## [EXERCISE BRIEF]
Reproduce nothing but the lines from the start of the material through the line that includes "import React from", both ends included, and omit every picture.

## [PROVIDED MATERIAL]
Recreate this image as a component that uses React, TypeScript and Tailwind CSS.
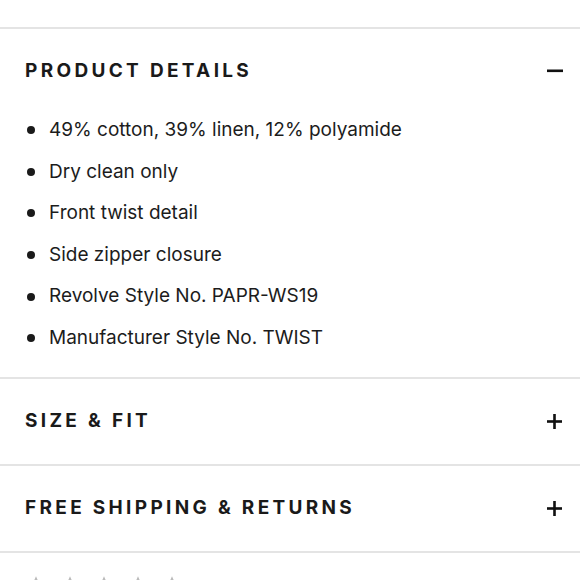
import React from "react";

const items = [
  "49% cotton, 39% linen, 12% polyamide",
  "Dry clean only",
  "Front twist detail",
  "Side zipper closure",
  "Revolve Style No. PAPR-WS19",
  "Manufacturer Style No. TWIST",
];

function Minus() {
  return (
    <svg width="16" height="4" viewBox="0 0 16 4">
      <rect x="0" y="0.5" width="16" height="2.6" fill="#111" />
    </svg>
  );
}

function Plus() {
  return (
    <svg width="15" height="15" viewBox="0 0 15 15">
      <rect x="0" y="6.2" width="15" height="2.6" fill="#111" />
      <rect x="6.2" y="0" width="2.6" height="15" fill="#111" />
    </svg>
  );
}

function Star() {
  return (
    <svg width="14" height="14" viewBox="0 0 24 24">
      <path d="M12 2l3 7 7 .6-5.3 4.7 1.6 7.2L12 17.8 5.7 21.5l1.6-7.2L2 9.6 9 9z" fill="#bbb" />
    </svg>
  );
}

export default function App() {
  return (
    <div
      className="w-[580px] h-[580px] overflow-hidden bg-white text-[#1a1a1a]"
      style={{ fontFamily: "Inter, 'Noto Sans', sans-serif" }}
    >
      <div className="h-[27px]" />
      <div className="border-t-2 border-[#e4e4e4]">
        <div className="h-[80px] pt-[4px] flex items-center justify-between pl-[25px] pr-[17px]">
          <span className="text-[19px] font-bold tracking-[0.175em]">PRODUCT DETAILS</span>
          <Minus />
        </div>
        <ul className="pb-[18px]">
          {items.map((t) => (
            <li key={t} className="h-[41.6px] pt-[1px] flex items-center pl-[27px] text-[19px] text-[#1c1c1c]">
              <span className="w-[8px] h-[8px] rounded-full bg-[#1a1a1a] mr-[14px]" />
              <span>{t}</span>
            </li>
          ))}
        </ul>
      </div>
      <div className="border-t-2 border-[#e4e4e4] h-[87px] flex items-center justify-between pl-[25px] pr-[18px]">
        <span className="text-[19px] font-bold tracking-[0.175em]">SIZE &amp; FIT</span>
        <Plus />
      </div>
      <div className="border-t-2 border-[#e4e4e4] h-[87px] flex items-center justify-between pl-[25px] pr-[18px]">
        <span className="text-[19px] font-bold tracking-[0.175em]">FREE SHIPPING &amp; RETURNS</span>
        <Plus />
      </div>
      <div className="border-t-2 border-[#e4e4e4] pt-[22px] pl-[29px] flex gap-[20px]">
        <Star />
        <Star />
        <Star />
        <Star />
        <Star />
      </div>
    </div>
  );
}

## [CORRECT ANSWER]
Recreate this image as a component that uses React, TypeScript and Tailwind CSS.
import React from "react";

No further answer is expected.